Caravans are the new marches
As the virus surges and mass public gatherings become more perilous, our cars have become the new vehicles of political expression.
Driving the news: Automobiles plastered with images of and makeshift memorials to COVID-19 victims who died in poverty will caravan through at least 22 state capitals next week — the latest example of Americans trading in their walking shoes for a pandemic-friendly way to make their voices heard.
- The Rev. William J. Barber II, co-chair of the Poor People’s Campaign, is organizing the Nov. 23 "Caravans of Mourning" event. His previous events have been modeled after MLK's 1968 Poor People's March.
- The group originally planned a series of civil disobedience actions to bring attention to poverty from Appalachia to the Mississippi Delta.
- Rather than cancel the demonstrations, Barber said, organizers decided to embrace social distancing to continue the fight.
Between the lines: In some cases, there's no substitute for an in-person gathering. Poor People's Campaign spokesperson said a contingency in Washington will get out of their cars for a social distancing vigil outside the National City Christian Church.

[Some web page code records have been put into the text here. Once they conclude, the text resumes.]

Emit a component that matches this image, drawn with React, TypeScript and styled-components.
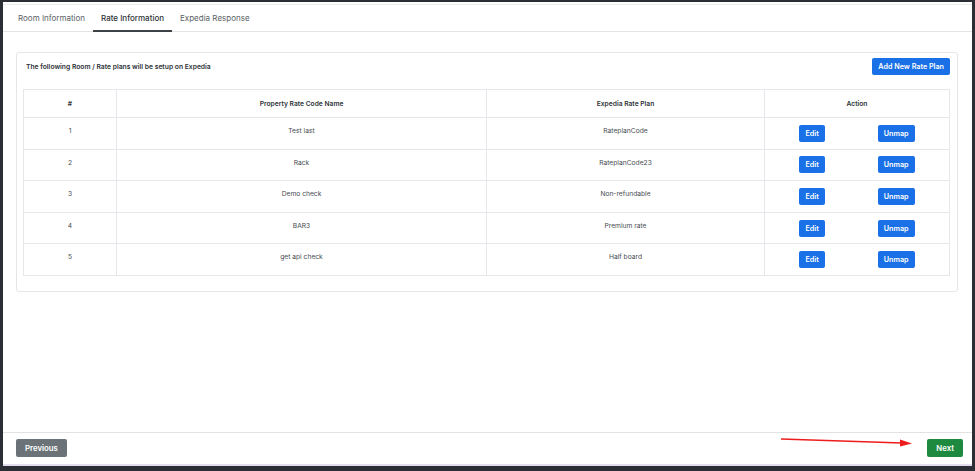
import * as React from 'react'
import styled, { createGlobalStyle } from 'styled-components'

const GlobalStyle = createGlobalStyle`
  html, body {
    margin: 0;
    padding: 0;
    background: #2b2e35;
    font-family: Inter, "Noto Sans", Arial, sans-serif;
    color: #333;
  }
`

const Frame = styled.div`
  width: 975px;
  height: 471px;
  box-sizing: border-box;
  padding: 2px 3px 5px 3px;
  display: flex;
  position: relative;
`

const Panel = styled.div`
  flex: 1;
  background: #fff;
  display: flex;
  flex-direction: column;
  border-bottom: 2px solid #e4dcef;
`

const ScrollBar = styled.div`
  width: 4px;
  background: #9c9c9c;
`

const TabBar = styled.div`
  margin-top: 2px;
  border-top: 1px solid #ececec;
  border-bottom: 1px solid #e3e3e3;
  display: flex;
  padding-left: 7px;
  height: 28px;
  box-sizing: border-box;
`

const Tab = styled.div<{ $active?: boolean }>`
  padding: 0 8px;
  display: flex;
  align-items: center;
  font-size: 8px;
  color: ${p => (p.$active ? '#2e3236' : '#5a5f64')};
  font-weight: ${p => (p.$active ? 500 : 400)};
  border-bottom: 2px solid ${p => (p.$active ? '#3d4247' : 'transparent')};
  margin-bottom: -1px;
`

const Content = styled.div`
  flex: 1;
  padding: 20px 14px 0 13px;
`

const Card = styled.div`
  border: 1px solid #e4e6e8;
  border-radius: 3px;
  padding: 5px 7px 15px 6px;
`

const CardHead = styled.div`
  display: flex;
  justify-content: space-between;
  align-items: flex-start;
  margin-bottom: 14px;
`

const CardTitle = styled.div`
  font-size: 6.75px;
  font-weight: 600;
  color: #2c3136;
  padding: 4px 0 0 3px;
`

const Button = styled.button<{ $variant?: 'primary' | 'secondary' | 'success' }>`
  font-family: inherit;
  border: none;
  border-radius: 2px;
  color: #fff;
  font-weight: 600;
  cursor: pointer;
  background: ${p =>
    p.$variant === 'secondary'
      ? '#6b7379'
      : p.$variant === 'success'
      ? '#1e8a3f'
      : '#1a70e6'};
`

const SmallButton = styled(Button)`
  font-size: 7.2px;
  height: 17px;
  padding: 0 6px;
`

const FootButton = styled(Button)`
  font-size: 7.8px;
  height: 18px;
  padding: 0 9px;
`

const Table = styled.table`
  width: 100%;
  border-collapse: collapse;
  font-size: 6.7px;
  table-layout: fixed;
`

const Th = styled.th`
  border: 1px solid #e5e7ea;
  height: 27px;
  font-weight: 600;
  color: #2e3338;
  text-align: center;
  vertical-align: middle;
  padding: 0 8px;
`

const Td = styled.td`
  border: 1px solid #e5e7ea;
  height: 31.6px;
  box-sizing: border-box;
  padding: 8px 8px 0 8px;
  text-align: center;
  vertical-align: top;
  color: #464b50;
  line-height: 10px;
`

const ActionTd = styled(Td)`
  padding: 0 8px;
  vertical-align: middle;
`

const Actions = styled.div`
  display: flex;
  justify-content: space-around;
  align-items: center;
`

const Footer = styled.div`
  border-top: 1px solid #e2e2e2;
  height: 32px;
  box-sizing: border-box;
  display: flex;
  align-items: center;
  justify-content: space-between;
  padding: 0 9px 1px 13px;
`

const Arrow = styled.svg`
  position: absolute;
  left: 778px;
  top: 434px;
`

const rows = [
  { id: 1, name: 'Test last', plan: 'RateplanCode' },
  { id: 2, name: 'Rack', plan: 'RateplanCode23' },
  { id: 3, name: 'Demo check', plan: 'Non-refundable' },
  { id: 4, name: 'BAR3', plan: 'Premium rate' },
  { id: 5, name: 'get api check', plan: 'Half board' },
]

export default function App() {
  return (
    <>
      <GlobalStyle />
      <Frame>
        <Panel>
          <TabBar>
            <Tab>Room Information</Tab>
            <Tab $active>Rate Information</Tab>
            <Tab>Expedia Response</Tab>
          </TabBar>
          <Content>
            <Card>
              <CardHead>
                <CardTitle>The following Room / Rate plans will be setup on Expedia</CardTitle>
                <SmallButton>Add New Rate Plan</SmallButton>
              </CardHead>
              <Table>
                <colgroup>
                  <col style={{ width: 93 }} />
                  <col style={{ width: 370 }} />
                  <col style={{ width: 278 }} />
                  <col style={{ width: 185 }} />
                </colgroup>
                <thead>
                  <tr>
                    <Th>#</Th>
                    <Th>Property Rate Code Name</Th>
                    <Th>Expedia Rate Plan</Th>
                    <Th>Action</Th>
                  </tr>
                </thead>
                <tbody>
                  {rows.map(r => (
                    <tr key={r.id}>
                      <Td>{r.id}</Td>
                      <Td>{r.name}</Td>
                      <Td>{r.plan}</Td>
                      <ActionTd>
                        <Actions>
                          <SmallButton>Edit</SmallButton>
                          <SmallButton>Unmap</SmallButton>
                        </Actions>
                      </ActionTd>
                    </tr>
                  ))}
                </tbody>
              </Table>
            </Card>
          </Content>
          <Footer>
            <FootButton $variant="secondary">Previous</FootButton>
            <FootButton $variant="success">Next</FootButton>
          </Footer>
        </Panel>
        <ScrollBar />
        <Arrow width="140" height="14" viewBox="0 0 140 14">
          <line x1="3" y1="5" x2="124" y2="9" stroke="#ee1c1c" strokeWidth="1.6" />
          <polygon points="134,9.4 122,5.6 122,12.4" fill="#ee1c1c" />
        </Arrow>
      </Frame>
    </>
  )
}
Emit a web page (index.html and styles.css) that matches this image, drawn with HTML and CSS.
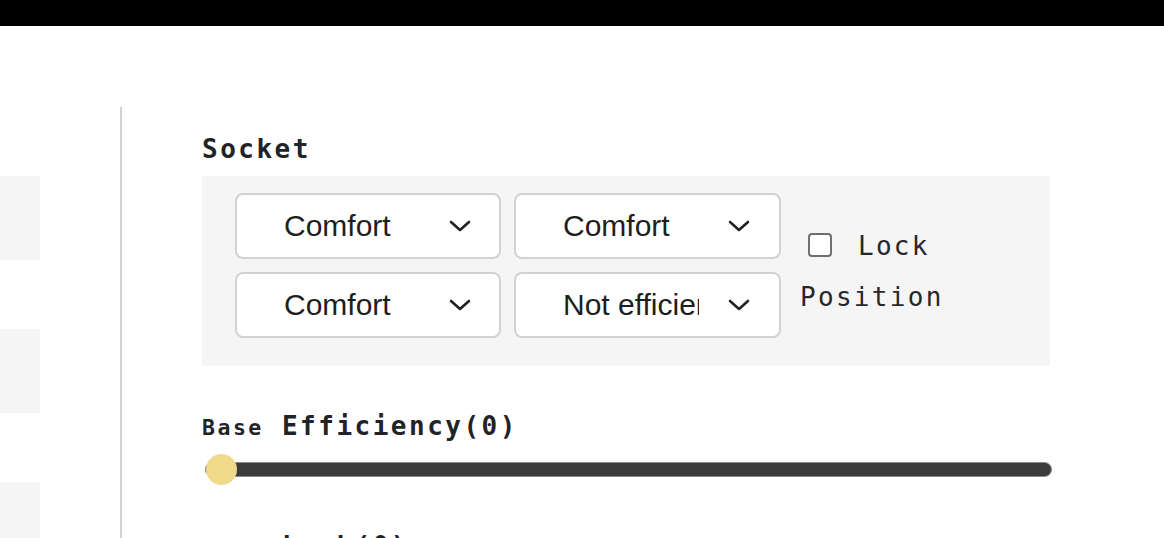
FILE: index.html
```html
<!DOCTYPE html>
<html>
<head>
<meta charset="utf-8">
<link rel="stylesheet" href="styles.css">
</head>
<body>
<div class="topbar"></div>
<div class="page">
  <div class="leftcol">
    <div class="leftblock"></div>
    <div class="leftblock"></div>
    <div class="leftblock"></div>
  </div>
  <div class="divider"></div>
  <div class="main">
    <h2 class="heading">Socket</h2>
    <div class="socket-box">
      <div class="select-grid">
        <div class="select"><span class="select-text">Comfort</span><svg class="chev" viewBox="0 0 22 12" width="22" height="12"><path d="M2 2 L11 10 L20 2" fill="none" stroke="#222" stroke-width="2.6" stroke-linecap="round" stroke-linejoin="round"/></svg></div>
        <div class="select"><span class="select-text">Comfort</span><svg class="chev" viewBox="0 0 22 12" width="22" height="12"><path d="M2 2 L11 10 L20 2" fill="none" stroke="#222" stroke-width="2.6" stroke-linecap="round" stroke-linejoin="round"/></svg></div>
        <div class="select"><span class="select-text">Comfort</span><svg class="chev" viewBox="0 0 22 12" width="22" height="12"><path d="M2 2 L11 10 L20 2" fill="none" stroke="#222" stroke-width="2.6" stroke-linecap="round" stroke-linejoin="round"/></svg></div>
        <div class="select"><span class="select-text">Not efficient</span><svg class="chev" viewBox="0 0 22 12" width="22" height="12"><path d="M2 2 L11 10 L20 2" fill="none" stroke="#222" stroke-width="2.6" stroke-linecap="round" stroke-linejoin="round"/></svg></div>
      </div>
      <label class="lock"><span class="checkbox"></span> Lock Position</label>
    </div>
    <div class="stat-title"><span class="small">Base</span> Efficiency(0)</div>
    <div class="slider">
      <div class="track"></div>
      <div class="thumb"></div>
    </div>
    <div class="stat-title second"><span class="small">Base</span> Luck(0)</div>
  </div>
</div>
</body>
</html>
```
FILE: styles.css
```css
html, body {
  margin: 0;
  padding: 0;
  background: #ffffff;
  overflow: hidden;
  height: 538px;
}

.topbar {
  height: 26px;
  background: #000000;
}

.page {
  display: flex;
  height: 431px;
  padding-top: 81px;
  overflow: hidden;
}

.leftcol {
  width: 40px;
  padding-top: 69px;
  display: flex;
  flex-direction: column;
  gap: 69px;
  flex-shrink: 0;
}

.leftblock {
  height: 84px;
  background: #f5f5f5;
  flex-shrink: 0;
}

.divider {
  width: 2px;
  margin-left: 80px;
  background: #d3d3d3;
  flex-shrink: 0;
}

.main {
  margin-left: 80px;
  width: 848px;
  padding-top: 24px;
  flex-shrink: 0;
  color: #222326;
  font-family: "DejaVu Sans Mono", monospace;
}

.heading {
  margin: 0;
  font-size: 26px;
  line-height: 36px;
  font-weight: bold;
  letter-spacing: 2.5px;
}

.socket-box {
  margin-top: 9px;
  height: 190px;
  box-sizing: border-box;
  padding: 17px 0 0 33px;
  background: #f5f5f5;
  display: flex;
  align-items: flex-start;
}

.select-grid {
  display: grid;
  grid-template-columns: 266px 267px;
  grid-auto-rows: 66px;
  gap: 13px;
}

.select {
  box-sizing: border-box;
  background: #ffffff;
  border: 2px solid #d2d2d2;
  border-radius: 8px;
  display: flex;
  align-items: center;
  padding-left: 47px;
  font-family: "Liberation Sans", Arial, sans-serif;
  font-size: 30px;
  color: #1e1e1e;
}

.select-text {
  width: 136px;
  overflow: hidden;
  white-space: nowrap;
  flex-shrink: 0;
}

.chev {
  margin-left: 29px;
  flex-shrink: 0;
}

.lock {
  margin-left: 19px;
  margin-top: 28px;
  width: 165px;
  font-size: 26px;
  line-height: 51px;
  letter-spacing: 2.3px;
  color: #26272b;
}

.checkbox {
  display: inline-block;
  box-sizing: border-box;
  width: 24px;
  height: 24px;
  margin-left: 8px;
  margin-right: 8px;
  border: 2px solid #6f6f6f;
  border-radius: 4px;
  background: #ffffff;
  vertical-align: -2px;
}

.stat-title {
  margin-top: 42px;
  font-size: 26px;
  line-height: 36px;
  font-weight: bold;
  letter-spacing: 2.5px;
}

.stat-title .small {
  font-size: 21.5px;
  letter-spacing: 2.5px;
}

.stat-title.second {
  margin-top: 43px;
}

.slider {
  position: relative;
  margin-top: 8px;
  height: 31px;
  display: flex;
  align-items: center;
}

.track {
  margin-left: 3px;
  width: 847px;
  height: 15px;
  flex-shrink: 0;
  box-sizing: border-box;
  background: #3b3b3b;
  border: 1.5px solid #8a8a8a;
  border-radius: 8px;
}

.thumb {
  position: absolute;
  left: 4px;
  top: 0;
  width: 31px;
  height: 31px;
  border-radius: 50%;
  background: #f1d98b;
}
```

The big picture: Cars' utility amid the pandemic became apparent to individual households and communities before political movements embraced it.
- Starting in the spring, parents from York, Nebraska, to Placitas, New Mexico, celebrated school graduation celebrations and birthdays with car parades.
- Bands experimented with drive-in concerts to replace stadium shows.
- Uber and Lyft drivers organized car caravan protests against a California ballot measure on gig economy employment.
- These demonstrators — including many who get out of their cars upon arrival — have won the president's affection on Twitter.
- Eschewing mass rally crowds out of a desire to protect public health, President-elect Joe Biden instead gathered his own supporters for drive-in style events, counting on the space separating the cars, and the limited number of seats inside each vehicle, to protect people from one another.
The bottom line: COVID-19 has transformed virtually every aspect of social engagement. In this moment, caravans are keeping protests, as well as celebrations, alive.